PDFs are more and more becoming the standard document structure used to disseminate documents. In the creation of PDFs, it is important to consider accessibility.
How to go about creating accessible PDFs will depend on where you are starting: with a finished PDF you want to make accessible, if you have access to a document you want to convert to PDF, or if you are scanning and converting to PDF. Each process is more involved that I’ll write about here, plenty of information is available online on creating documents accessibly in each of these instances.
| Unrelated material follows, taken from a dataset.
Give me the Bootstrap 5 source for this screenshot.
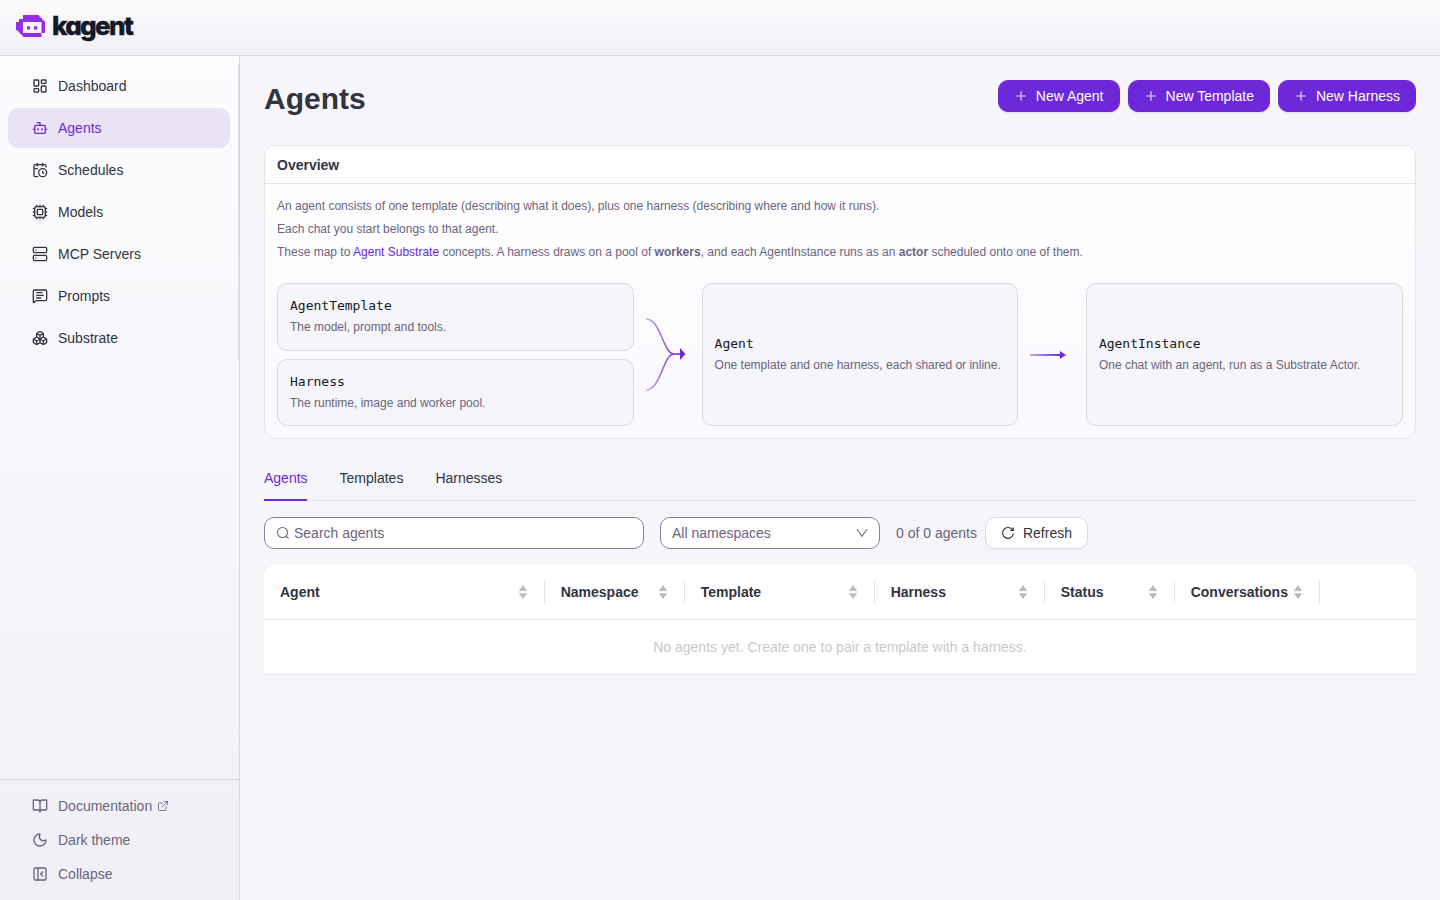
<!DOCTYPE html>
<html lang="en">
<head>
<meta charset="utf-8">
<meta name="viewport" content="width=device-width, initial-scale=1">
<title>kagent</title>
<link rel="stylesheet" href="https://cdn.jsdelivr.net/npm/bootstrap@5.3.0/dist/css/bootstrap.min.css">
<style>
body{font-family:"Liberation Sans",Arial,sans-serif;font-size:14px;line-height:22px;color:#32343f;background:#f5f5fa;height:100vh;overflow:hidden}
svg{flex:none;display:block}
.ln{fill:none;stroke:currentColor;stroke-width:2;stroke-linecap:round;stroke-linejoin:round}
.topbar{height:56px;padding:0 16px;background:linear-gradient(#fcfcfe,#f1eff6);border-bottom:1px solid #dad8e4}
.wordmark{font:800 26px/30px Inter,sans-serif;font-feature-settings:"cv11";letter-spacing:-1.65px;color:#151927;margin:-3px 0 0 6px;-webkit-text-stroke:.4px #151927}
.side{width:240px;border-right:1px solid #d9d6e5;background:linear-gradient(#fcfcfe,#f1eff6)}
.menu{margin:8px 0 0;padding:2px 0 0;border-right:1px solid #dfdce8}
.menu a{height:40px;margin:0 8px 2px;padding:0 24px;gap:10px;border-radius:10px;color:#32343f}
.menu a.active{background:#eae2f7;color:#6d28d9}
.foot{border-top:1px solid #d9d6e5;padding:9px 8px}
.foot a{height:34px;padding:0 24px;gap:10px;color:#6b6580}
.main{padding:24px 24px 0}
h1{font-size:30px;line-height:38px;font-weight:700;margin:0}
.headrow{height:65px}
.btn{--bs-btn-font-size:14px;height:32px;border-radius:10px;padding:0 15px;line-height:22px;display:flex;align-items:center;gap:8px}
.btn-brand,.btn-brand:hover{background:#6d28d9;border-color:#6d28d9;color:#fff;box-shadow:0 2px 0 rgba(109,40,217,.07)}
.btn-plain,.btn-plain:hover{background:#fff;border-color:#dad7e8;color:#32343f;box-shadow:0 2px 0 rgba(0,0,0,.02)}
.overview{height:294px;border:1px solid #e5e4e9;border-radius:12px;background:linear-gradient(#fff,#faf9fe);color:#32343f}
.overview .card-header{height:38px;padding:0 12px;background:none;border-bottom:1px solid #e7e6e9;font-weight:700}
.overview .card-body{padding:12px;font-size:12px;line-height:20px;color:#6b6580}
.overview p{margin:0 0 3px;line-height:20px}
.overview a{color:#6d28d9;text-decoration:none}
.flow{display:grid;grid-template-columns:356.600px 44px 316.300px 44px 1fr;gap:12px;margin-top:21px;height:143px}
.node{background:#f5f5fa;border:1px solid #dad7e8;border-radius:10px;padding:0 12px;flex:1;display:flex;flex-direction:column;justify-content:center}
.node code{font:13px/20px "DejaVu Sans Mono",monospace;color:#151927;margin-bottom:2px}
.node span{line-height:19px}
.tabs{height:46px;margin-top:16px;gap:32px;border-bottom:1px solid #e6e5ea}
.tabs a{color:#32343f;text-decoration:none;padding:12px 0;height:46px;border-bottom:2px solid transparent}
.tabs a.active{color:#6d28d9;border-color:#6d28d9;width:43.400px;margin-right:.2px}
.tools{margin-top:16px;height:32px}
.field{height:32px;border:1px solid #8680a0;border-radius:10px;background:#fff;color:#6b6580;padding:0 11px}
.grid{margin-top:16px;width:1152px;table-layout:fixed;border-collapse:separate;border-spacing:0;background:#fff;border-radius:12px 12px 0 0}
.grid th{height:55px;padding:0 17px 0 16px;border-bottom:1px solid #e7e6e9;font-weight:700;position:relative}
.grid th:not(:first-child){padding-left:15.700px}
.grid th:not(:last-child)::after{content:"";position:absolute;right:0;top:16px;height:22px;width:1px;background:#e5e4e9}
.grid td{height:55px;border-bottom:1px solid #e7e6e9;text-align:center;color:#c8c8cc}
</style>
</head>
<body class="d-flex flex-column">
<svg width="0" height="0" class="position-absolute"><defs>
<symbol id="sort" viewBox="0 0 10 16"><path d="M5 1.500 8.800 6.700H1.200zM5 14.500 1.200 9.600h7.600z" fill="#b9b9bd" stroke="#b9b9bd" stroke-width=".5" stroke-linejoin="round"/></symbol>
<symbol id="plus" viewBox="0 0 14 14"><path d="M7 2.300v9.400M2.300 7h9.400" stroke="#fff" stroke-opacity=".85" stroke-width="1.100" fill="none"/></symbol>
<linearGradient id="fade" gradientUnits="userSpaceOnUse" x1="0" y1="0" x2="32" y2="0"><stop stop-color="#6d28d9" stop-opacity=".4"/><stop offset="1" stop-color="#6d28d9"/></linearGradient>
</defs></svg>
<header class="topbar d-flex align-items-center">
<svg width="30" height="24" viewBox="0 0 30 24" style="margin-top:-4px"><path fill="#942ee8" fill-rule="evenodd" d="M7 1h16v1.500h1.500V4H26v1.500h1.500V7H29v12h-3.500v4H7v-1.500H5.500V20H4v-1.500H2.500V17H1v-1H0V8h3V5h4zM7 8v11h18.500V8zM11 12.300h3v3.200h-3zM18 12.300h3.300v3.200H18z"/></svg>
<span class="wordmark">kagent</span>
</header>
<div class="d-flex flex-grow-1">
<aside class="side d-flex flex-column flex-shrink-0">
<nav class="menu nav flex-column">
<a class="d-flex align-items-center text-decoration-none" href="#"><svg class="ln" width="16" height="16" viewBox="0 0 24 24"><rect width="7" height="9" x="3" y="3" rx="1"/><rect width="7" height="5" x="14" y="3" rx="1"/><rect width="7" height="9" x="14" y="12" rx="1"/><rect width="7" height="5" x="3" y="16" rx="1"/></svg>Dashboard</a>
<a class="active d-flex align-items-center text-decoration-none" href="#"><svg class="ln" width="16" height="16" viewBox="0 0 24 24"><path d="M12 8V4H8"/><rect width="16" height="12" x="4" y="8" rx="2"/><path d="M2 14h2M20 14h2M15 13v2M9 13v2"/></svg>Agents</a>
<a class="d-flex align-items-center text-decoration-none" href="#"><svg class="ln" width="16" height="16" viewBox="0 0 24 24"><path d="M16 14v2.200l1.600 1M16 2v4M21 7.500V6a2 2 0 0 0-2-2H5a2 2 0 0 0-2 2v14a2 2 0 0 0 2 2h3.500M3 10h5M8 2v4"/><circle cx="16" cy="16" r="6"/></svg>Schedules</a>
<a class="d-flex align-items-center text-decoration-none" href="#"><svg class="ln" width="16" height="16" viewBox="0 0 24 24"><path d="M12 20v2M12 2v2M17 20v2M17 2v2M2 12h2M2 17h2M2 7h2M20 12h2M20 17h2M20 7h2M7 20v2M7 2v2"/><rect x="4" y="4" width="16" height="16" rx="2"/><rect x="8" y="8" width="8" height="8" rx="1"/></svg>Models</a>
<a class="d-flex align-items-center text-decoration-none" href="#"><svg class="ln" width="16" height="16" viewBox="0 0 24 24"><rect width="20" height="8" x="2" y="2" rx="2"/><rect width="20" height="8" x="2" y="14" rx="2"/><path d="M6 6h.01M6 18h.01"/></svg>MCP Servers</a>
<a class="d-flex align-items-center text-decoration-none" href="#"><svg class="ln" width="16" height="16" viewBox="0 0 24 24"><path d="M22 17a2 2 0 0 1-2 2H6.828a2 2 0 0 0-1.414.586l-2.202 2.202A.71.71 0 0 1 2 21.286V5a2 2 0 0 1 2-2h16a2 2 0 0 1 2 2zM7 11h10M7 15h6M7 7h8"/></svg>Prompts</a>
<a class="d-flex align-items-center text-decoration-none" href="#"><svg class="ln" width="16" height="16" viewBox="0 0 24 24"><path d="M2.970 12.920A2 2 0 0 0 2 14.630v3.240a2 2 0 0 0 .97 1.710l3 1.800a2 2 0 0 0 2.060 0L12 19v-5.500l-5-3zM7 16.500l-4.740-2.850M7 16.500l5-3M7 16.500v5.170M12 13.500V19l3.970 2.380a2 2 0 0 0 2.060 0l3-1.800a2 2 0 0 0 .97-1.710v-3.240a2 2 0 0 0-.97-1.710L17 10.500zM17 16.500l-5-3M17 16.500l4.740-2.850M17 16.500v5.170M7.970 4.420A2 2 0 0 0 7 6.130v4.370l5 3 5-3V6.130a2 2 0 0 0-.97-1.710l-3-1.800a2 2 0 0 0-2.060 0zM12 8 7.260 5.150M12 8l4.740-2.850M12 13.500V8"/></svg>Substrate</a>
</nav>
<div class="foot mt-auto">
<a class="d-flex align-items-center text-decoration-none" href="#"><svg class="ln" width="16" height="16" viewBox="0 0 24 24"><path d="M12 7v14M3 18a1 1 0 0 1-1-1V4a1 1 0 0 1 1-1h5a4 4 0 0 1 4 4 4 4 0 0 1 4-4h5a1 1 0 0 1 1 1v13a1 1 0 0 1-1 1h-6a3 3 0 0 0-3 3 3 3 0 0 0-3-3z"/></svg><span class="d-flex align-items-center">Documentation<svg class="ln" style="margin-left:5px;stroke-width:1.700" width="12" height="12" viewBox="0 0 24 24"><path d="M15 3h6v6M10 14 21 3M18 13v6a2 2 0 0 1-2 2H5a2 2 0 0 1-2-2V8a2 2 0 0 1 2-2h6"/></svg></span></a>
<a class="d-flex align-items-center text-decoration-none" href="#"><svg class="ln" width="16" height="16" viewBox="0 0 24 24"><path d="M20.985 12.486a9 9 0 1 1-9.473-9.472c.405-.022.617.46.402.803a6 6 0 0 0 8.268 8.268c.344-.215.825-.004.803.401"/></svg>Dark theme</a>
<a class="d-flex align-items-center text-decoration-none" href="#"><svg class="ln" width="16" height="16" viewBox="0 0 24 24"><rect width="18" height="18" x="3" y="3" rx="2"/><path d="M9 3v18M16 15l-3-3 3-3"/></svg>Collapse</a>
</div>
</aside>
<main class="main flex-grow-1">
<div class="headrow d-flex justify-content-between align-items-start">
<h1>Agents</h1>
<div class="d-flex gap-2">
<button class="btn btn-brand"><svg width="14" height="14"><use href="#plus"/></svg>New Agent</button>
<button class="btn btn-brand"><svg width="14" height="14"><use href="#plus"/></svg>New Template</button>
<button class="btn btn-brand"><svg width="14" height="14"><use href="#plus"/></svg>New Harness</button>
</div>
</div>
<section class="card overview">
<div class="card-header d-flex align-items-center">Overview</div>
<div class="card-body">
<p>An agent consists of one template (describing what it does), plus one harness (describing where and how it runs).</p>
<p>Each chat you start belongs to that agent.</p>
<p>These map to <a href="#">Agent Substrate</a> concepts. A harness draws on a pool of <strong>workers</strong>, and each AgentInstance runs as an <strong>actor</strong> scheduled onto one of them.</p>
<div class="flow">
<div class="d-flex flex-column gap-2">
<div class="node"><code>AgentTemplate</code><span>The model, prompt and tools.</span></div>
<div class="node"><code>Harness</code><span>The runtime, image and worker pool.</span></div>
</div>
<svg width="44" height="143" fill="none"><path d="M0 36C15 36 17 71 28 71h8M0 107C15 107 17 71 28 71" stroke="url(#fade)" stroke-width="1.500"/><path d="M34 65l5.500 6-5.500 6z" fill="#6d28d9"/></svg>
<div class="node"><code>Agent</code><span>One template and one harness, each shared or inline.</span></div>
<svg width="44" height="143"><path d="M0 71h31v2H0z" fill="url(#fade)"/><path d="M30 68l6 4-6 4z" fill="#6d28d9"/></svg>
<div class="node"><code>AgentInstance</code><span>One chat with an agent, run as a Substrate Actor.</span></div>
</div>
</div>
</section>
<nav class="tabs d-flex"><a class="active" href="#">Agents</a><a href="#">Templates</a><a href="#">Harnesses</a></nav>
<div class="tools d-flex align-items-center">
<div class="field d-flex align-items-center" style="width:380px"><svg width="14" height="14" viewBox="0 0 14 14" fill="none" stroke="currentColor" stroke-width="1.100" class="me-1"><circle cx="6.500" cy="6.500" r="5"/><path d="m10.200 10.200 2.300 2.300"/></svg>Search agents</div>
<div class="field d-flex align-items-center justify-content-between ms-3" style="width:220px">All namespaces<svg width="12" height="12" viewBox="0 0 12 12" fill="none" stroke="currentColor" stroke-width="1.100"><path d="m1 2.200 5 7 5-7"/></svg></div>
<span class="ms-3 me-2" style="color:#6b6580">0 of 0 agents</span>
<button class="btn btn-plain"><svg width="14" height="14" viewBox="0 0 14 14" fill="none" stroke="currentColor" stroke-width="1.200"><path d="M11.600 4A5.400 5.400 0 1 0 12.400 7.500M12.300 1.500v3h-3"/></svg>Refresh</button>
</div>
<table class="grid">
<colgroup><col style="width:281px"><col style="width:140px"><col style="width:190px"><col style="width:170px"><col style="width:130px"><col style="width:145px"><col></colgroup>
<thead><tr>
<th><div class="d-flex justify-content-between align-items-center">Agent<svg width="10" height="16"><use href="#sort"/></svg></div></th>
<th><div class="d-flex justify-content-between align-items-center">Namespace<svg width="10" height="16"><use href="#sort"/></svg></div></th>
<th><div class="d-flex justify-content-between align-items-center">Template<svg width="10" height="16"><use href="#sort"/></svg></div></th>
<th><div class="d-flex justify-content-between align-items-center">Harness<svg width="10" height="16"><use href="#sort"/></svg></div></th>
<th><div class="d-flex justify-content-between align-items-center">Status<svg width="10" height="16"><use href="#sort"/></svg></div></th>
<th><div class="d-flex justify-content-between align-items-center">Conversations<svg width="10" height="16"><use href="#sort"/></svg></div></th>
<th></th></tr></thead>
<tbody><tr><td colspan="7">No agents yet. Create one to pair a template with a harness.</td></tr></tbody>
</table>
</main>
</div>
<script src="https://cdn.jsdelivr.net/npm/bootstrap@5.3.0/dist/js/bootstrap.bundle.min.js"></script>
</body>
</html>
While not as common today, many PDFs still exist that are just scanned images of text, not actual text. These documents are inaccessible from the start. If you scan documents to make PDFs, or want to work on the quality of your documents, you should educate yourself on the benefits of OCR (optical character recognition) software. In Disability Access Services, we use ABBYY Fine Reader, but many different versions of OCR software exist – some might even be bundled with your scanner.
I really like the “Creating Accessible PDF Files from Word” document on the following page, as many of us convert to PDF from Word:
Adobe Accessibility Best Practices
Some of the basics to consider are:
- Does the document use proper tagging and structure in the PDF format
- If color is used, does it have proper contrast
- If color is used, make sure the important content isn’t reliant on color (i.e. “important information is in red”)
- Do images have proper Alt Text (you can check this using the “Touch Up Object Tool” in Acrobat Pro 9 or 10)
- Do links within the document make sense out of context – are they descriptive
- Are fonts at least readable for most people upon opening the document – are they 12pt or greater
- Does the document have proper layout and reading order (check using the “Touch Up Reading Order Tool” in Acrobat Pro 9 or 10)
- If the document is long, is there built in navigation (like a table of contents), is the structure tagged using headings to assist in this navigation
- If there are forms in the document, are they coded properly
- Are tables created in the most linear fashion possible – are tables coded properly
- Is the language of the document set (so the screen reader software knows what language to speak)
Note that this is a fairly through, but not complete list. Human evaluation is always the most important tool you have. You’ll need to education yourself and evaluate the document to determine if it is accessible. While Acrobat Pro now has a built in accessibility checker, and it helps quite a lot, no software exists that can replace a person actually checking a document and all of the intricacies we build into them.
If you don’t have Acrobat Pro 9 (or X) you’ll need it at a minimum to do a lot of the fixes I’ve listed above once the document is in PDF. You can, and should, do this work in your original document if you own it, as it’s always better to build in accessibility from the beginning.
While most of you don’t have access to the most common screen reader software on the market, Adobe actually has built in screen reader software into Adobe Reader and Acrobat Pro! One of the best things you can do to make sure your PDF document is accessible is to listen to it. Activate this feature by going to View > Read Out Loud > Activate Read Out Loud. Then use the controls and listen away.